Carcere Regina Coeli: aggrediti tre poliziotti

Redazione

 “Le violenti aggressioni di questa mattina nel carcere romano di Regina Coeli, con tre poliziotti feriti da un detenuto eritreo – giudicabile per il reato di resistenza e lesioni – impongono di affrontare con serietà le criticità e le tensioni che ogni giorno sono costretti a subire i poliziotti penitenziari. Ai colleghi contusi va naturalmente tutta la nostra vicinanza e solidarietà, ma ci domandiamo quante aggressioni ancora dovrà subire il nostro Personale di Polizia Penitenziaria perché si decida di intervenire concretamente sui gravi problemi penitenziari. Ma non è certo con la circolare voluta da Giovanni Tamburino, Capo dell’Amministrazione Penitenziaria,  con cui si propongono una serie di misure per alleggerire l’emergenza carceraria che si risolvono questi problemi. Tutt’altro: quella nota è una resa dello Stato alla criminalità”.
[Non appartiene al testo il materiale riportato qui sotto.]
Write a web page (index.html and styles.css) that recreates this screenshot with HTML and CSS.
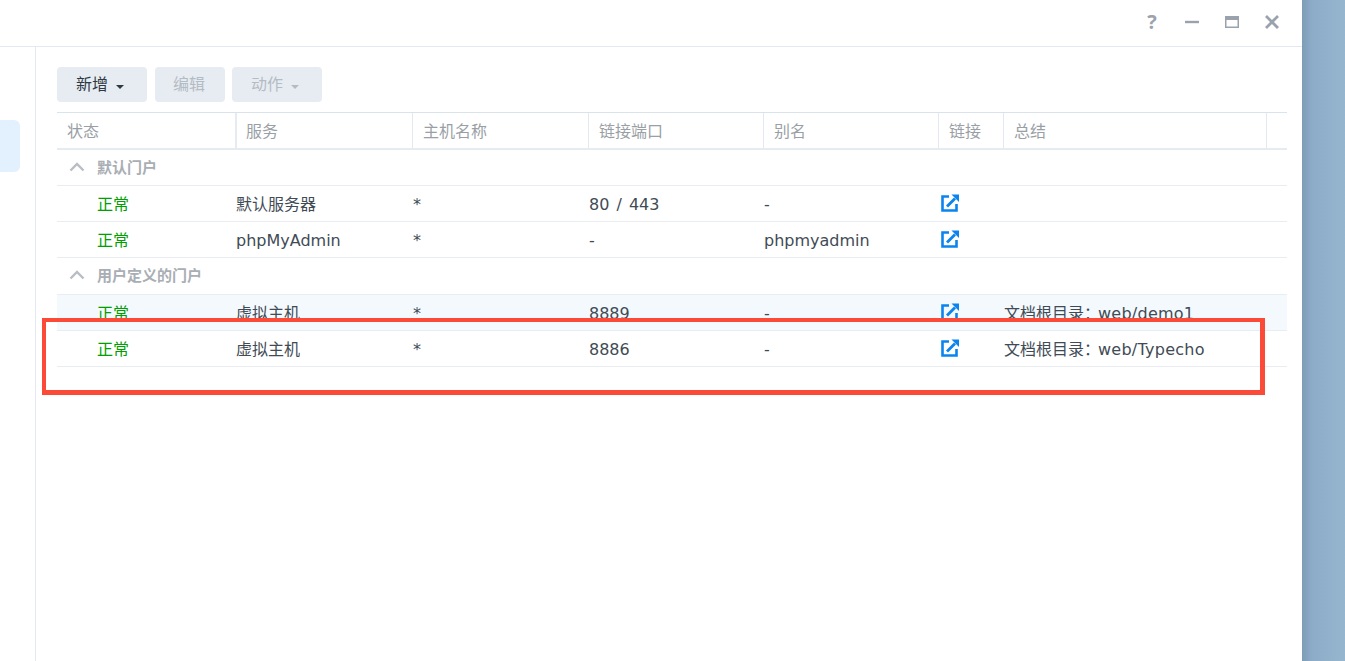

Dura presa di posizione di Donato CAPECE, Segretario Generale del Sindacato Autonomo Polizia Penitenziaria SAPPE (il primo e più rappresentativo della Categoria), sulle aggressioni avvenute questa mattina nel carcere romano di Regina Coeli.
“Pensare a un regime penitenziario aperto; a sezioni detentive sostanzialmente autogestite da detenuti previa sottoscrizione di un patto di responsabilità favorendo un depotenziamento del ruolo di vigilanza della Polizia Penitenziaria, relegata ad un servizio di vigilanza dinamica che vuol dire porre in capo ad un solo poliziotto quello che oggi lo fanno quattro o più Agenti, a tutto discapito della sicurezza e mantenendo la fattispecie penale della colpa del custode; ebbene, tutto questo è fumo negli occhi” aggiunge Capece. “La realtà penitenziaria è che nelle carceri ci sono 45mila posti letto e nelle celle sono invece stipate 67mila persone; che la Polizia penitenziaria ha settemila agenti in meno, che i Baschi Azzurri non fanno formazione ed aggiornamento professionale perché l’Amministrazione evidentemente ha altro a cui pensare, come anche per le conseguenze di quell’effetto burn out dei poliziotti determinato dall’invivibilità di lavorare in sezioni detentive sistematicamente caratterizzate da eventi critici – suicidi, tentati suicidi, aggressioni, risse, atti di autolesionismo, colluttazioni. Non ha fatto niente il DAP, su tutto questo. Anziché gettare fumo negli occhi e consegnare di fatto le carceri italiane all’autogestione dei detenuti, ci dicano come si fa il servizio dinamico nelle grandi carceri, ad esempio Roma Regina Coeli dove 1.100 persone detenute sono stipate lì dove la capienza regolamentare è di 700 posti letto!”.